Mantan Ketua Bidang Pengaduan YLKI ini menegaskan jika ketentuan tersebut tidak hanya berlaku kepada pembeli dan penjual apartemen di Pulau Reklamasi saja, tetapi seluruh konsumen dan pelaku usaha. "Karena kan kesepakatan, jadi di dalam suatu perjanjian biasanya ada klausul jika terjadi sengketa maka penyelesaiannya ada locus yang sudah ditentukan para pihak tadi, misal di pengadilan, pengadilan mana," tuturnya.

 

Sularsih sendiri menegaskan jika BPSK sangat ingin membantu konsumen dalam menyelesaikan sengketa.
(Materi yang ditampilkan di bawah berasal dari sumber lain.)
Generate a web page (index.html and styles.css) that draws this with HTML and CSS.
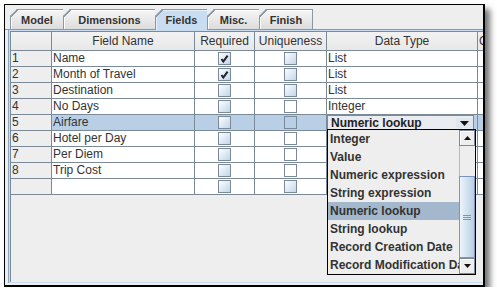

Namun, ada beberapa keterbatasan yang membuat pihaknya tidak dapat berbuat banyak. "BPSK menurut UU tidak bisa memaksakan mereka karena dasarnya adalah kesepakatan, kita dasarnya UU Perlindungan Konsumen," lanjutnya.  

 

Meski begitu, ia menyayangkan sikap yang ditunjukkan pelaku usaha dalam kasus ini PT KNI karena terkesan tidak ingin menyelesaikan secara damai. Dan menurut Sularsih hal ini sebagai cermin jika tidak adanya kepedulian PT KNI kepada konsumennya yang telah membeli produk properti milik pelaku usaha itu.

 

"Konsumen bisa mengorganisir karena ini ada itikad tidak baik dari pelaku usaha karena tidak mau menyelesaikan secara damai. Ini menjadi perhatian besar buat konsumen. ‘hai konsumen hati-hati kalau membeli suatu produk dari developer tersebut karena mereka akan tidak aware terhadap konsumen," terangnya.

 

Menurut Sularsih, apabila pelaku usaha bersedia menyelesaikan sengketa di luar pengadilan seperti BPSK sebenarnya wujud kepedulian kepada konsumen. Dan hal tersebut tentunya akan membawa dampak positif dari para pelaku usaha itu sendiri karena konsumen akan beranggapan jika pelaku usaha itu mau (ada itikad baik) untuk menyelesaikan masalah secara baik-baik.